The Nice were among the pioneers of progressive music. In fact, the term grew up around them, as Jackson recalls.
“We were called an underground band back then, and I thought of us as playing contemporary music. Now, of course, everyone sees it as prog rock. And we were certainly among the first.”
The band also knew how to enjoy themselves on tour. Forget about prog rockers being serious musicians who acted like monks...
“The birth control pill had just been invented, so that gave us a lot of scope for being bad boys,” laughs Emerson. “We all behaved badly in that respect, but Lee was worse than all of us. He taught me a trick or two.”
“We were also, I reckon, the only band of this type to have screaming girls at a gig,” insists Jackson. “It happened at The Marquee, when three girls were at the front screaming at Keith all night.

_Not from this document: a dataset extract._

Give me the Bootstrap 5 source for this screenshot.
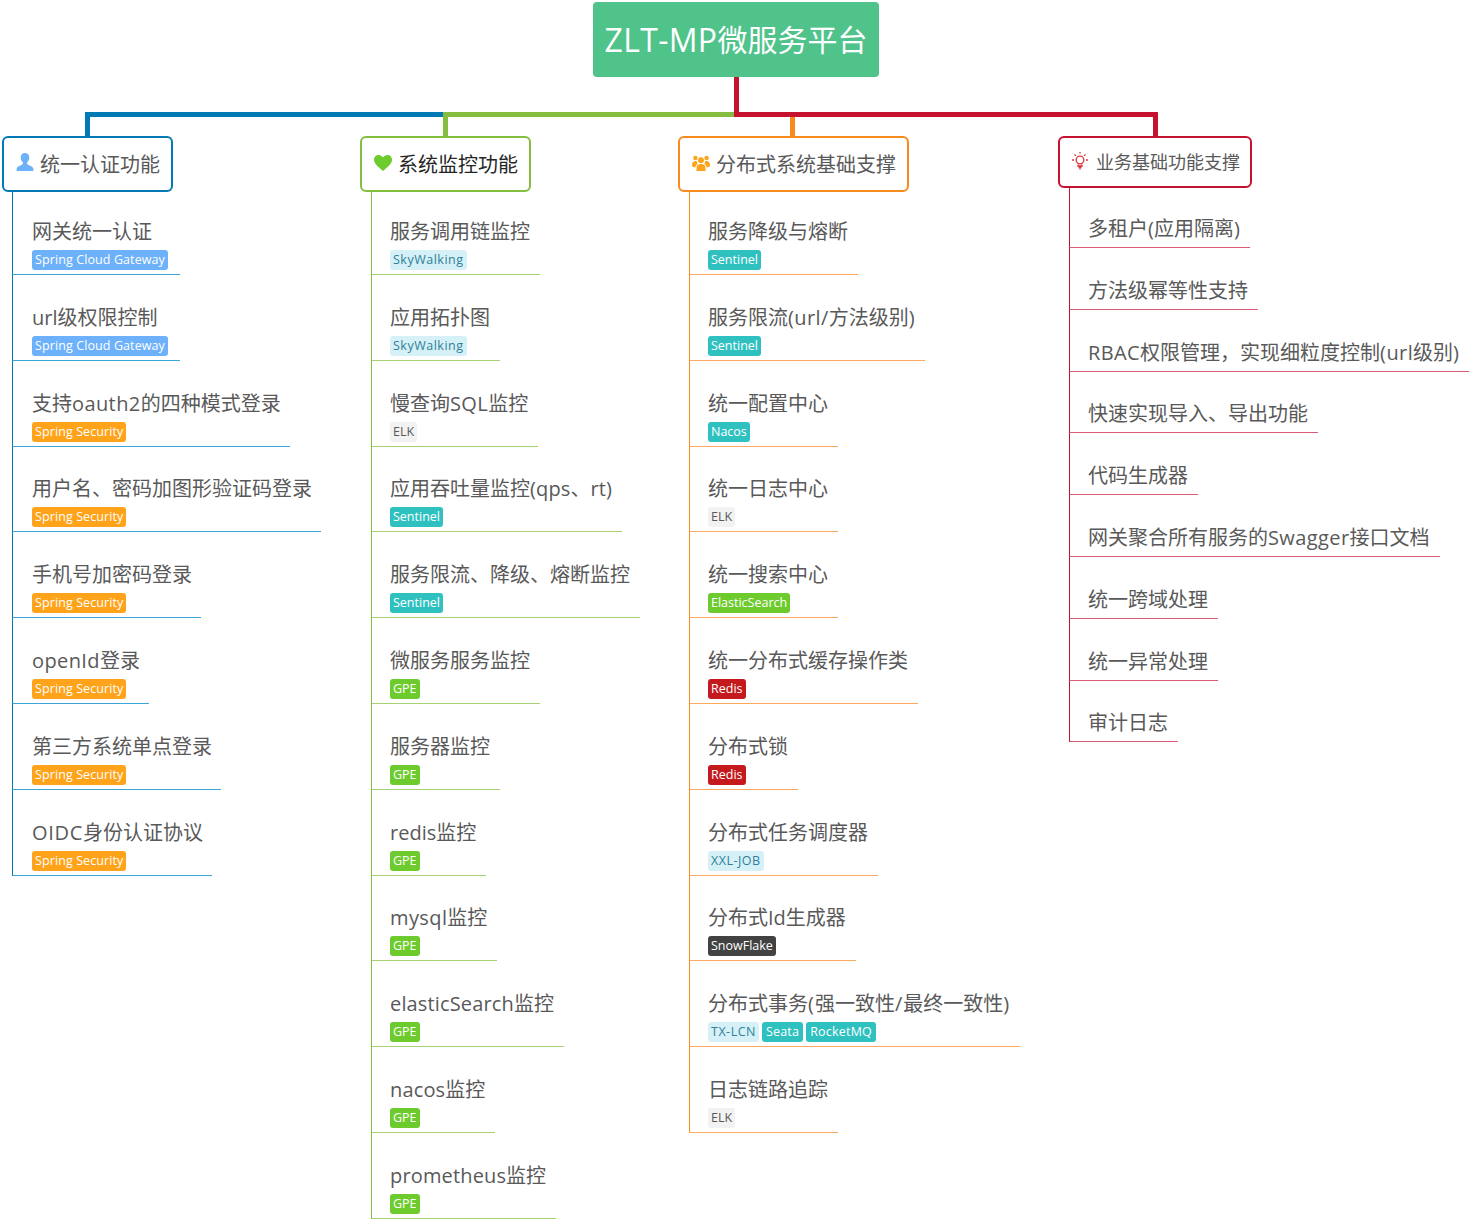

It was only later we found out they’d been paid to do it by our manager, Tony Stratton Smith!”
Musically inspired, The Nice flickered only briefly. They did reunite in 2002, but the death of Davison six years later put paid to any chance of it happening again. However, Emerson and Jackson are both proud of what this band achieved. Says the keyboard master:
“I think our lasting legacy was that we showed you could play interesting, challenging music, without having to compromise.”
Currently, Emerson is planning more recording and possible shows with his own group, The Keith Emerson Band. He’s also heavily involved in the revamping of the ELP back catalogue, which will all be reissued by Sony in the coming months.
Jackson plays local gigs out in Northampton, where he lives. But these are no more than occasional bands, with no suggestion of anything serious coming of them.
So, would the two ever work together again?
“If he asks me, I’d love to do something with Keith,” admits Jackson.
“We get on well, musically and personally, so never say never,” concludes Emerson.